* _COLLECTED MATERIAL_:

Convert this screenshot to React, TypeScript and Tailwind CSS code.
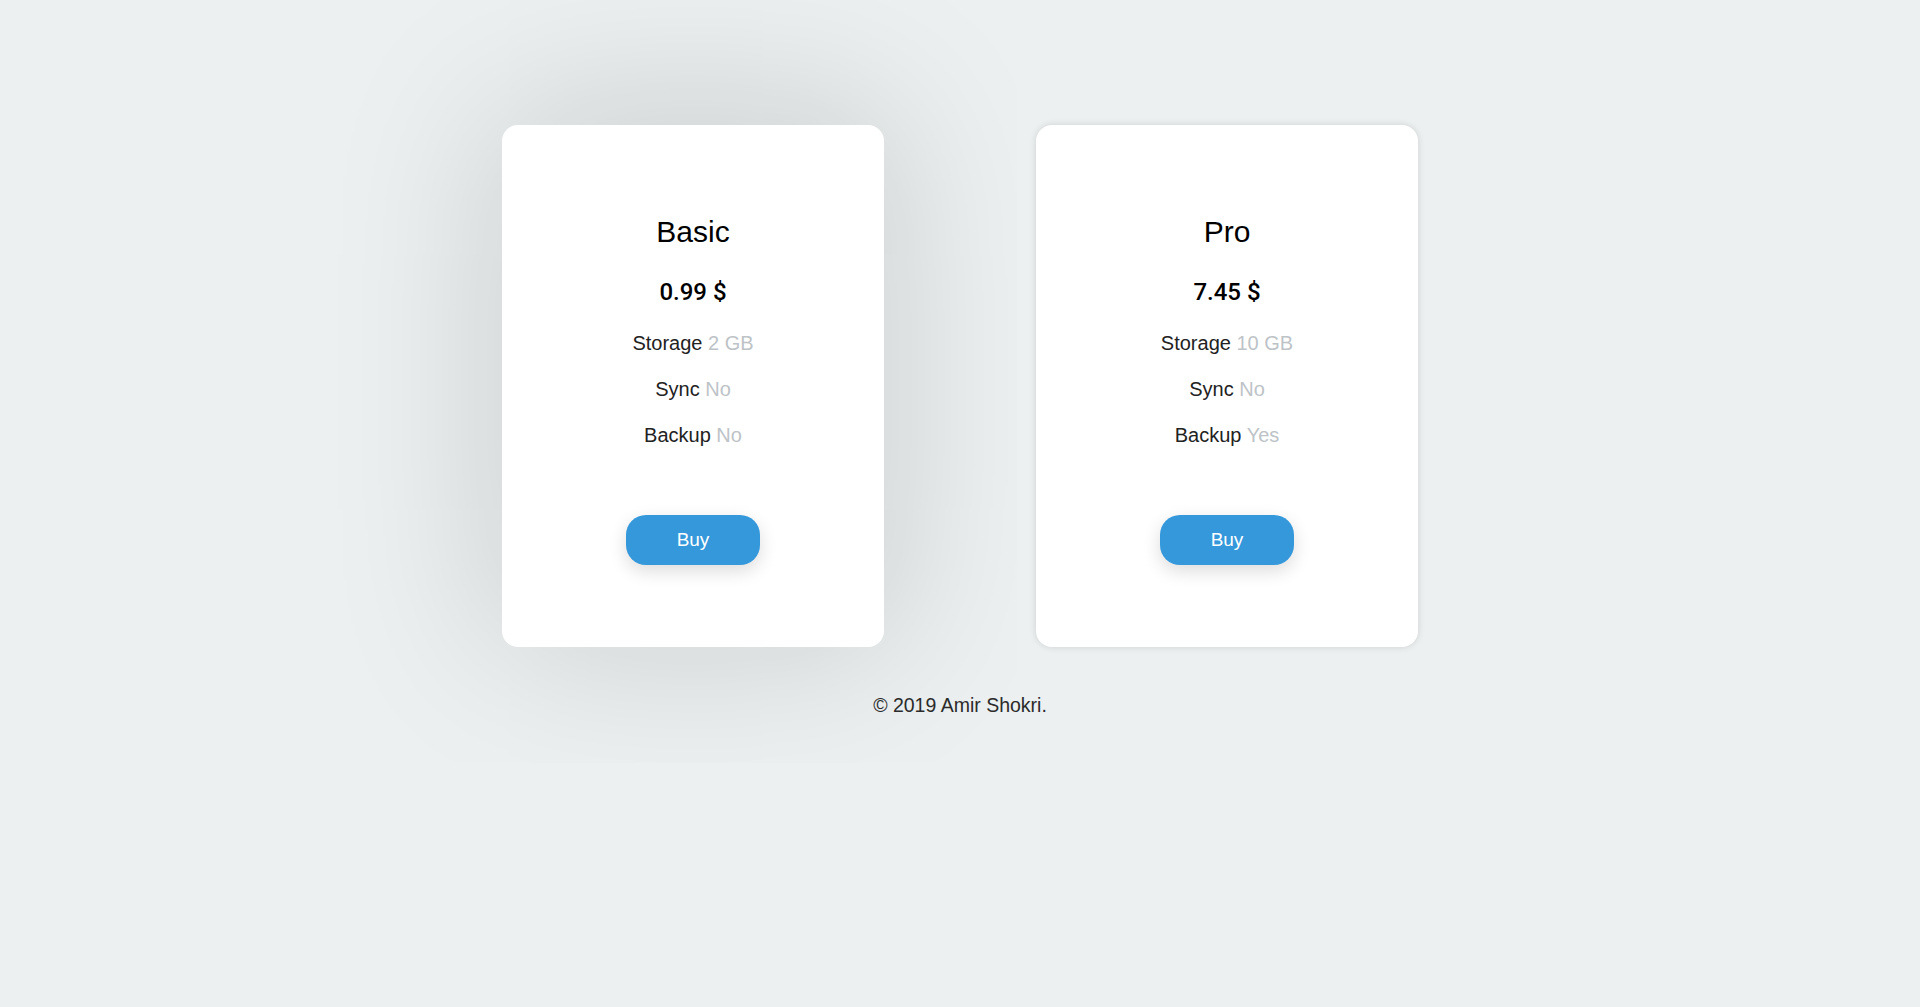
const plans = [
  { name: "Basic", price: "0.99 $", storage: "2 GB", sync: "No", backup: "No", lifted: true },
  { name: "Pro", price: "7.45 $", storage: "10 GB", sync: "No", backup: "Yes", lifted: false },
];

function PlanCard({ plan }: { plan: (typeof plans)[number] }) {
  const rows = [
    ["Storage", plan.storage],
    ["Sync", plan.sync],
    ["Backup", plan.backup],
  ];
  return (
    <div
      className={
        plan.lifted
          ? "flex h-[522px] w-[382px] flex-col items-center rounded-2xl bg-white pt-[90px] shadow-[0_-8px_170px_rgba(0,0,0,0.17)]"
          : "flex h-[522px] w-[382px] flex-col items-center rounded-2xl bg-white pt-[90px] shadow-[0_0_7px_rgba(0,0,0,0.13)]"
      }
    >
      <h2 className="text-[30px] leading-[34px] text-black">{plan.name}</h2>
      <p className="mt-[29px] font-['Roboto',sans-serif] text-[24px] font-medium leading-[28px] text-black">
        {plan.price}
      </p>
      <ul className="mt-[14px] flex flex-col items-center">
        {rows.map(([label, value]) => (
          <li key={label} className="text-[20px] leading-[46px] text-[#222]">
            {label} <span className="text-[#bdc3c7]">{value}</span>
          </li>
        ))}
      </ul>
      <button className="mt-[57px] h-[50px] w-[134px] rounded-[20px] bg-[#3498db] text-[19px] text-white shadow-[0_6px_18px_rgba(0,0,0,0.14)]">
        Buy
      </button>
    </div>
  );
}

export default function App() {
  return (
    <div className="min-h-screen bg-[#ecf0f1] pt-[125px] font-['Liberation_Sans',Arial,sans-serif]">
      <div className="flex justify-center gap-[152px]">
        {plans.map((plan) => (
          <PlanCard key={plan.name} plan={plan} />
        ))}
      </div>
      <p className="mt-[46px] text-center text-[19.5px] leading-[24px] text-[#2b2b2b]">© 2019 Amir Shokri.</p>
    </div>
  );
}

* _BRIEF_: Give the material again exactly as it is, but keep the pictures out.

* _CORRECT RESULT_:
Convert this screenshot to React, TypeScript and Tailwind CSS code.
const plans = [
  { name: "Basic", price: "0.99 $", storage: "2 GB", sync: "No", backup: "No", lifted: true },
  { name: "Pro", price: "7.45 $", storage: "10 GB", sync: "No", backup: "Yes", lifted: false },
];

function PlanCard({ plan }: { plan: (typeof plans)[number] }) {
  const rows = [
    ["Storage", plan.storage],
    ["Sync", plan.sync],
    ["Backup", plan.backup],
  ];
  return (
    <div
      className={
        plan.lifted
          ? "flex h-[522px] w-[382px] flex-col items-center rounded-2xl bg-white pt-[90px] shadow-[0_-8px_170px_rgba(0,0,0,0.17)]"
          : "flex h-[522px] w-[382px] flex-col items-center rounded-2xl bg-white pt-[90px] shadow-[0_0_7px_rgba(0,0,0,0.13)]"
      }
    >
      <h2 className="text-[30px] leading-[34px] text-black">{plan.name}</h2>
      <p className="mt-[29px] font-['Roboto',sans-serif] text-[24px] font-medium leading-[28px] text-black">
        {plan.price}
      </p>
      <ul className="mt-[14px] flex flex-col items-center">
        {rows.map(([label, value]) => (
          <li key={label} className="text-[20px] leading-[46px] text-[#222]">
            {label} <span className="text-[#bdc3c7]">{value}</span>
          </li>
        ))}
      </ul>
      <button className="mt-[57px] h-[50px] w-[134px] rounded-[20px] bg-[#3498db] text-[19px] text-white shadow-[0_6px_18px_rgba(0,0,0,0.14)]">
        Buy
      </button>
    </div>
  );
}

export default function App() {
  return (
    <div className="min-h-screen bg-[#ecf0f1] pt-[125px] font-['Liberation_Sans',Arial,sans-serif]">
      <div className="flex justify-center gap-[152px]">
        {plans.map((plan) => (
          <PlanCard key={plan.name} plan={plan} />
        ))}
      </div>
      <p className="mt-[46px] text-center text-[19.5px] leading-[24px] text-[#2b2b2b]">© 2019 Amir Shokri.</p>
    </div>
  );
}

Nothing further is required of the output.